Record list:
>> begin
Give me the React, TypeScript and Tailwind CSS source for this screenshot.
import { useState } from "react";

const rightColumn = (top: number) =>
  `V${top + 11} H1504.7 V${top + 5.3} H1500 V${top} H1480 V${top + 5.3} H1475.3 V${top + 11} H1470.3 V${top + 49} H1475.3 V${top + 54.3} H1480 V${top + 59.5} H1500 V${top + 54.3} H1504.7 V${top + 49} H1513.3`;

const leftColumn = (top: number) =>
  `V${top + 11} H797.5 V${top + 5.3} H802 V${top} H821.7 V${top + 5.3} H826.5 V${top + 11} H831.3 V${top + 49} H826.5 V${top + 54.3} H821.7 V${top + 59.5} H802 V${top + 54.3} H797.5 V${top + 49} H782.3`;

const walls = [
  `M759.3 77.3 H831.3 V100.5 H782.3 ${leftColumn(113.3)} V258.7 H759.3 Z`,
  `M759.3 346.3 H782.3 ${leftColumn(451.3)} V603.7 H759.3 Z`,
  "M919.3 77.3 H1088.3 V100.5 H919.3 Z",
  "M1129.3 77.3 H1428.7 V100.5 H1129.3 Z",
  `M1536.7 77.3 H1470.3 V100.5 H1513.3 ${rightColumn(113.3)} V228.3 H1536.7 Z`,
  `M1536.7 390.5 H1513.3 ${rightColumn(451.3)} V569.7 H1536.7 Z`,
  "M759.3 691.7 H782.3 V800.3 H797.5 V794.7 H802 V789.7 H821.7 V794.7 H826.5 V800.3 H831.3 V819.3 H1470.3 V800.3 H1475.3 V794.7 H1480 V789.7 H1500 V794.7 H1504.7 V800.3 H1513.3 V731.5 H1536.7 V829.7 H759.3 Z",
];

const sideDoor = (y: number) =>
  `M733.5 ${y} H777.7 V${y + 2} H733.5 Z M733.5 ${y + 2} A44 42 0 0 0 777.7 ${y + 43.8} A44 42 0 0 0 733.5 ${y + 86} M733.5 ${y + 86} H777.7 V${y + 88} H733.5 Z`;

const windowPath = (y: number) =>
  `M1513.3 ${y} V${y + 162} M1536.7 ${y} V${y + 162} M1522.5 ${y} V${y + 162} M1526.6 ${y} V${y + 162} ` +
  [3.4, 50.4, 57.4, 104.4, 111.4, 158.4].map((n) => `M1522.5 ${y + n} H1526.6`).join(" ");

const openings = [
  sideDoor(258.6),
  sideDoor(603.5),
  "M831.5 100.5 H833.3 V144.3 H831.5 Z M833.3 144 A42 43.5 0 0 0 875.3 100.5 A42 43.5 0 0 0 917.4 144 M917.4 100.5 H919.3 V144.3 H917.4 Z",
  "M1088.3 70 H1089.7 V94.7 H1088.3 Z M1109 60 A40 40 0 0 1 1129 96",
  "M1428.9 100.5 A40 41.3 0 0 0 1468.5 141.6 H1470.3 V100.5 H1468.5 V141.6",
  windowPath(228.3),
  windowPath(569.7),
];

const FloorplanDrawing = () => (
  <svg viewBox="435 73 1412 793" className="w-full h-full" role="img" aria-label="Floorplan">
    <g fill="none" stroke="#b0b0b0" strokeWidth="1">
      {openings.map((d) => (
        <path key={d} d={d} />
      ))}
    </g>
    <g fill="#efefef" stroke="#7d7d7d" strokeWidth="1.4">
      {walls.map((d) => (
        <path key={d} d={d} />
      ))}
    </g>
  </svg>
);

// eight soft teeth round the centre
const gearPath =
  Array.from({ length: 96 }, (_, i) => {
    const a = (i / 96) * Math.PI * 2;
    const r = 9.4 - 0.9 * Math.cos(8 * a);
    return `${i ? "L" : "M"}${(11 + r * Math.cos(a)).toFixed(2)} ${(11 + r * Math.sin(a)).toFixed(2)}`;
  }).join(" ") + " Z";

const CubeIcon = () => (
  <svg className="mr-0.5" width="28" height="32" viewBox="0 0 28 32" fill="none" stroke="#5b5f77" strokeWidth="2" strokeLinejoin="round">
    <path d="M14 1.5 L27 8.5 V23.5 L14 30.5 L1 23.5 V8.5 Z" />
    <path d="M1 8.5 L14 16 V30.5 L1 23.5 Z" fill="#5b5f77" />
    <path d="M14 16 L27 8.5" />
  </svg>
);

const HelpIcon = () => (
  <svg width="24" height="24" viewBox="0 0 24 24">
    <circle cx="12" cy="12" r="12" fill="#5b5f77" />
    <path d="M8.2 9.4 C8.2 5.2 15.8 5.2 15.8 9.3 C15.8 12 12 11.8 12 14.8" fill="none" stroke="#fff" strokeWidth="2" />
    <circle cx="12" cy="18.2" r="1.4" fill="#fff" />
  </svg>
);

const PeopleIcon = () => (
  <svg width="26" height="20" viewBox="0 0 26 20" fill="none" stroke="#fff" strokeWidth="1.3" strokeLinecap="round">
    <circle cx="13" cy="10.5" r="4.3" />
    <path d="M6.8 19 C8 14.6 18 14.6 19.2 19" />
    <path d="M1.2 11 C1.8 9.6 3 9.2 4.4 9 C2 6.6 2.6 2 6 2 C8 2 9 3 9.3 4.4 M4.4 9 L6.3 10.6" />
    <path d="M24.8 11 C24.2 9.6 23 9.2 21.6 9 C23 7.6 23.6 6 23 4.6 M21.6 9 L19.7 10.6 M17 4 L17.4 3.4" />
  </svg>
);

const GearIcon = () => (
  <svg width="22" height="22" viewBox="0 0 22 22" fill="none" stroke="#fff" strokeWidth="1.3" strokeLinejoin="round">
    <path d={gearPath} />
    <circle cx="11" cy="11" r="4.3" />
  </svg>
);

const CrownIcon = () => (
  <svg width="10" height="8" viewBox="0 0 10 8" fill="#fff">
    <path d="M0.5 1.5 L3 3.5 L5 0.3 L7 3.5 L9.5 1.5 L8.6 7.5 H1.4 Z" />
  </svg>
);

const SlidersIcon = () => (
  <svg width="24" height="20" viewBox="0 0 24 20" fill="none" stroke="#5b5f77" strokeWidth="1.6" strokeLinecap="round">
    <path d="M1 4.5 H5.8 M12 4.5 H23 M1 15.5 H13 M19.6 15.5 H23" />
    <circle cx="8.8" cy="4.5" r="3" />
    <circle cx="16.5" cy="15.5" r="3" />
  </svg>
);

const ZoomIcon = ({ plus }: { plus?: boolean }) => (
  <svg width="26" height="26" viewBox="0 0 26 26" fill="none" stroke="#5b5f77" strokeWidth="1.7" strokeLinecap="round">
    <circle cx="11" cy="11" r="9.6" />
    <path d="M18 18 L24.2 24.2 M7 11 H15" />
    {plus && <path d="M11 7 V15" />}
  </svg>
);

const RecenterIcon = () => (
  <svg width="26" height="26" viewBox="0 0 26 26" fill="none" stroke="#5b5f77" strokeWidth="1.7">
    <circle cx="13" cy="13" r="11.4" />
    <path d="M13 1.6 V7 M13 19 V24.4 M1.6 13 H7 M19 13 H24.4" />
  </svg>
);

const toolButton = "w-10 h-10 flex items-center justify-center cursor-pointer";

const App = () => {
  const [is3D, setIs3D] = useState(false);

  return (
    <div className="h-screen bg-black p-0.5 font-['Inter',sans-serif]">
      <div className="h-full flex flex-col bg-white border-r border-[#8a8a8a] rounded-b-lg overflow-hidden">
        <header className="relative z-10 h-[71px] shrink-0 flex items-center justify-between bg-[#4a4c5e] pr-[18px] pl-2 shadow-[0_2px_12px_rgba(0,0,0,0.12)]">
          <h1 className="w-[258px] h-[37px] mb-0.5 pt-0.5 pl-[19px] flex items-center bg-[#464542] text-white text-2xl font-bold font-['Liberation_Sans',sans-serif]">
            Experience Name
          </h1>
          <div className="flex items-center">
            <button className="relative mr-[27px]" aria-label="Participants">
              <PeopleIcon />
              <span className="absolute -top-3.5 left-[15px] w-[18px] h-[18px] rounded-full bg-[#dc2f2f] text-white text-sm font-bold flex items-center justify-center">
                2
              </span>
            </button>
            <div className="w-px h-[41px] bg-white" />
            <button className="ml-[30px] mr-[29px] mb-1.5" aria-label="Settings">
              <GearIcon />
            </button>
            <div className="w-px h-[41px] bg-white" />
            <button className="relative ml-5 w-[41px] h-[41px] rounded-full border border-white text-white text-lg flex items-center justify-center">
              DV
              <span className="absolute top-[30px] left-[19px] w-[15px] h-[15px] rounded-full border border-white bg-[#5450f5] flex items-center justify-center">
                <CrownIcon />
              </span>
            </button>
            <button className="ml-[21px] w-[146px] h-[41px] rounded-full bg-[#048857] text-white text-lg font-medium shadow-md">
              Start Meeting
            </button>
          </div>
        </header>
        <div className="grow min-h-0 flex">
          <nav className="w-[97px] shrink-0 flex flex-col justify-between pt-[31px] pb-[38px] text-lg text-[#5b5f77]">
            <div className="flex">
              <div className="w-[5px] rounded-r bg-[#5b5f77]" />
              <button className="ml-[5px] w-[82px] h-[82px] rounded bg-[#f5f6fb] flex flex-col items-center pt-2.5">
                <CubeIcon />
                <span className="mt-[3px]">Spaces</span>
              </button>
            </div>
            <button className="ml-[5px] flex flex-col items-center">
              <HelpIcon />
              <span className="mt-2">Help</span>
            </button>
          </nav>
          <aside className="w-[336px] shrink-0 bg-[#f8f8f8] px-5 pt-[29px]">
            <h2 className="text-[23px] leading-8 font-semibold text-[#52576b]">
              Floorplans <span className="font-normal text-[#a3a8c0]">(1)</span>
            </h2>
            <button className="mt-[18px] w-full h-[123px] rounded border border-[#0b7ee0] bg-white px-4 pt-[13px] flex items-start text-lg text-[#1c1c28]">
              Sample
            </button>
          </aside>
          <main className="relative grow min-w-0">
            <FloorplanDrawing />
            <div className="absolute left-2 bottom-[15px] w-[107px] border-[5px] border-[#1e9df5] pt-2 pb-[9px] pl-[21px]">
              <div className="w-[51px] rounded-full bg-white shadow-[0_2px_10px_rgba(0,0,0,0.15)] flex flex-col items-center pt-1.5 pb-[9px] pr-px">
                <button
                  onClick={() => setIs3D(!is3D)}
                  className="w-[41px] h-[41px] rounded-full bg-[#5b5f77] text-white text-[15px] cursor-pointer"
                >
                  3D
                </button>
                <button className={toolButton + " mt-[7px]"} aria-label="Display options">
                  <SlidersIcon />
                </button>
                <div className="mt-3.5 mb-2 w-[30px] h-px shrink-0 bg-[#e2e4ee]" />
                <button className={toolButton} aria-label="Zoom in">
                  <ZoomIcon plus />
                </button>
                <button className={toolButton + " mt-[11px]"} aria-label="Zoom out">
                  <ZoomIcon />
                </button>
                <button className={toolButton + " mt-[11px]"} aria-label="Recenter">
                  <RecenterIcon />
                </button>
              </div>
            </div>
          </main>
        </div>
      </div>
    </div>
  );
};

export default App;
>> end
>> begin
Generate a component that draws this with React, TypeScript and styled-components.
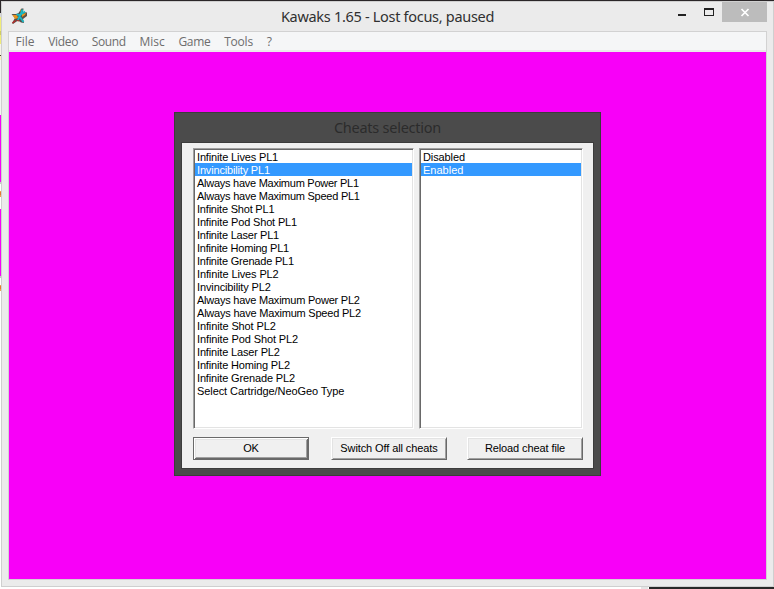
>> end
Determine the number of lines where the string "TypeScript" occurs, and give that number only.

Result: 2